That is fair enough however general purpose is that kind of label that can depict everything and nothing at the same time. A default DE is just strategic in term of documentation and for welcoming new, not very tech savvy, users.


----------



## Jose (Jan 29, 2022)

tgl said:


> A default DE is just strategic in term of documentation and for welcoming new. not very tech savvy, users.


You're assuming that not very tech savvy users are a target.


----------



## grahamperrin@ (Jan 29, 2022)

tgl said:


> … In order to create an interest around the dekstop use leaving the OS without a default DE/WM is contradictory. …



Slightly contradictory, but I don't treat this as an obstacle.

I do like that the Foundation's _Guide to FreeBSD desktop distributions_ does not favour any particular distro, or desktop environment.

Since you joined in 2012, I guess that you used PC-BSD at some point?



Crivens said:


> *cough* csh
> Sometimes, but the ttys are neither stacking nor tiling.



I liked the console-based workspace switcher in FreeBSD 15.0-ALPHA2:


----------



## astyle (Jan 29, 2022)

Yeah, and somebody who is tech savvy would have no issues switching to something they like anyway.


----------



## freezr (Jan 29, 2022)

mer said:


> I don't want FreeBSD proper to have a default desktop environment or window manager.  I want it to install a solid foundation that I can build upon to create the computing environment that I like, that make ME productive.  That is exactly what we get from current FreeBSD.
> 
> If you want "A FreeBSD that installs a desktop environment of KDE/Gnome by default" then look for a distribution that does that.
> 
> Sorry if this got long and opinionated, but hey, it's Friday and snow's coming in.

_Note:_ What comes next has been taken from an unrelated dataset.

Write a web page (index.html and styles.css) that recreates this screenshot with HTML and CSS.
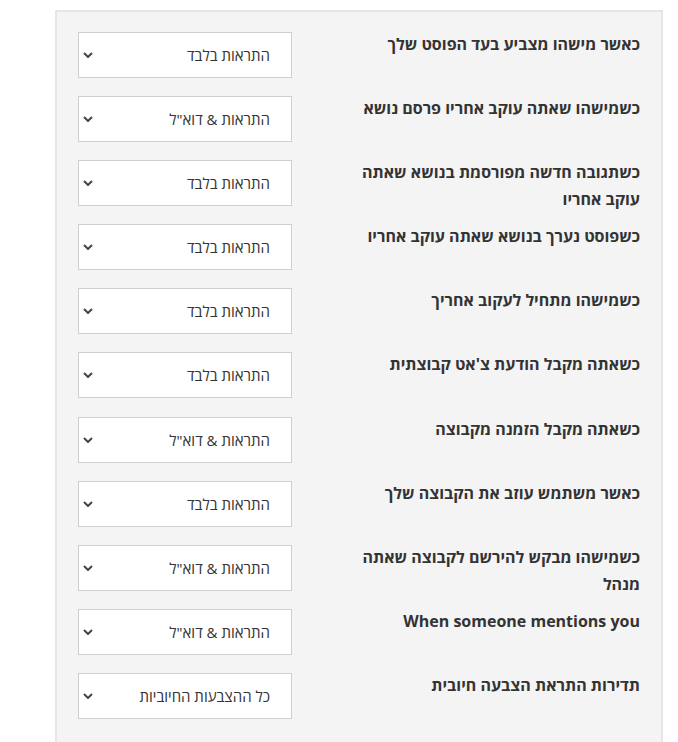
FILE: index.html
```html
<!DOCTYPE html>
<html lang="he" dir="rtl">
<head>
<meta charset="utf-8">
<link rel="stylesheet" href="styles.css">
</head>
<body>
<div class="panel">
  <div class="row"><div class="label">כאשר מישהו מצביע בעד הפוסט שלך</div><div class="select"><span class="val">התראות בלבד</span><svg class="chev" viewBox="0 0 10 6" width="10" height="6"><path d="M1 1 L5 5 L9 1" fill="none" stroke="#444" stroke-width="2"/></svg></div></div>
  <div class="row"><div class="label">כשמישהו שאתה עוקב אחריו פרסם נושא</div><div class="select"><span class="val">התראות &amp; דוא"ל</span><svg class="chev" viewBox="0 0 10 6" width="10" height="6"><path d="M1 1 L5 5 L9 1" fill="none" stroke="#444" stroke-width="2"/></svg></div></div>
  <div class="row"><div class="label">כשתגובה חדשה מפורסמת בנושא שאתה עוקב אחריו</div><div class="select"><span class="val">התראות בלבד</span><svg class="chev" viewBox="0 0 10 6" width="10" height="6"><path d="M1 1 L5 5 L9 1" fill="none" stroke="#444" stroke-width="2"/></svg></div></div>
  <div class="row"><div class="label">כשפוסט נערך בנושא שאתה עוקב אחריו</div><div class="select"><span class="val">התראות בלבד</span><svg class="chev" viewBox="0 0 10 6" width="10" height="6"><path d="M1 1 L5 5 L9 1" fill="none" stroke="#444" stroke-width="2"/></svg></div></div>
  <div class="row"><div class="label">כשמישהו מתחיל לעקוב אחריך</div><div class="select"><span class="val">התראות בלבד</span><svg class="chev" viewBox="0 0 10 6" width="10" height="6"><path d="M1 1 L5 5 L9 1" fill="none" stroke="#444" stroke-width="2"/></svg></div></div>
  <div class="row"><div class="label">כשאתה מקבל הודעת צ'אט קבוצתית</div><div class="select"><span class="val">התראות בלבד</span><svg class="chev" viewBox="0 0 10 6" width="10" height="6"><path d="M1 1 L5 5 L9 1" fill="none" stroke="#444" stroke-width="2"/></svg></div></div>
  <div class="row"><div class="label">כשאתה מקבל הזמנה מקבוצה</div><div class="select"><span class="val">התראות &amp; דוא"ל</span><svg class="chev" viewBox="0 0 10 6" width="10" height="6"><path d="M1 1 L5 5 L9 1" fill="none" stroke="#444" stroke-width="2"/></svg></div></div>
  <div class="row"><div class="label">כאשר משתמש עוזב את הקבוצה שלך</div><div class="select"><span class="val">התראות בלבד</span><svg class="chev" viewBox="0 0 10 6" width="10" height="6"><path d="M1 1 L5 5 L9 1" fill="none" stroke="#444" stroke-width="2"/></svg></div></div>
  <div class="row"><div class="label">כשמישהו מבקש להירשם לקבוצה שאתה מנהל</div><div class="select"><span class="val">התראות &amp; דוא"ל</span><svg class="chev" viewBox="0 0 10 6" width="10" height="6"><path d="M1 1 L5 5 L9 1" fill="none" stroke="#444" stroke-width="2"/></svg></div></div>
  <div class="row"><div class="label">When someone mentions you</div><div class="select"><span class="val">התראות &amp; דוא"ל</span><svg class="chev" viewBox="0 0 10 6" width="10" height="6"><path d="M1 1 L5 5 L9 1" fill="none" stroke="#444" stroke-width="2"/></svg></div></div>
  <div class="row"><div class="label">תדירות התראת הצבעה חיובית</div><div class="select"><span class="val">כל ההצבעות החיוביות</span><svg class="chev" viewBox="0 0 10 6" width="10" height="6"><path d="M1 1 L5 5 L9 1" fill="none" stroke="#444" stroke-width="2"/></svg></div></div>
</div>
</body>
</html>
```
FILE: styles.css
```css
html, body {
  margin: 0;
  padding: 0;
  background: #ffffff;
}
body {
  font-family: "Open Sans", "Noto Sans", "DejaVu Sans", sans-serif;
  color: #333;
  padding: 10px 0 0 0;
}
.panel {
  direction: rtl;
  margin-right: 15px;
  width: 608px;
  box-sizing: border-box;
  background: #f4f4f4;
  border: 2px solid #e6e6e6;
  padding: 20px 21px 40px 21px;
  display: flex;
  flex-direction: column;
  gap: 18.1px;
}
.row {
  display: grid;
  grid-template-columns: 1fr 1fr;
  align-items: start;
  height: 46px;
}
.label {
  font-size: 16px;
  font-weight: 700;
  line-height: 27px;
  color: #333;
  text-align: right;
  margin-top: -1px;
}
.select {
  justify-self: end;
  width: 214px;
  height: 46px;
  box-sizing: border-box;
  background: #fff;
  border: 1px solid #cfcfcf;
  display: flex;
  align-items: center;
  justify-content: space-between;
  padding: 0 21px 0 4px;
}
.val {
  font-size: 15px;
  color: #333;
}
.chev {
  display: block;
}
```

Actually I don't want change anything nor I interested in any change, I was just curious to know how much is important here having a well integrated DE, eventually FreeBSD differently from Linux is a real OS and not a collection of software, having a default DE might be coherent on FreeBSD.


----------



## freezr (Jan 29, 2022)

kpedersen said:


> You have now seen first hand that everyone uses different environments (the most common are WMs).
> Any choice for a "default" DE would effectively be unsuitable for over 50% of users.
> 
> From the sounds of the comments, Window Maker might possibly be the most popular environment. Would you really want Window Maker in the default install?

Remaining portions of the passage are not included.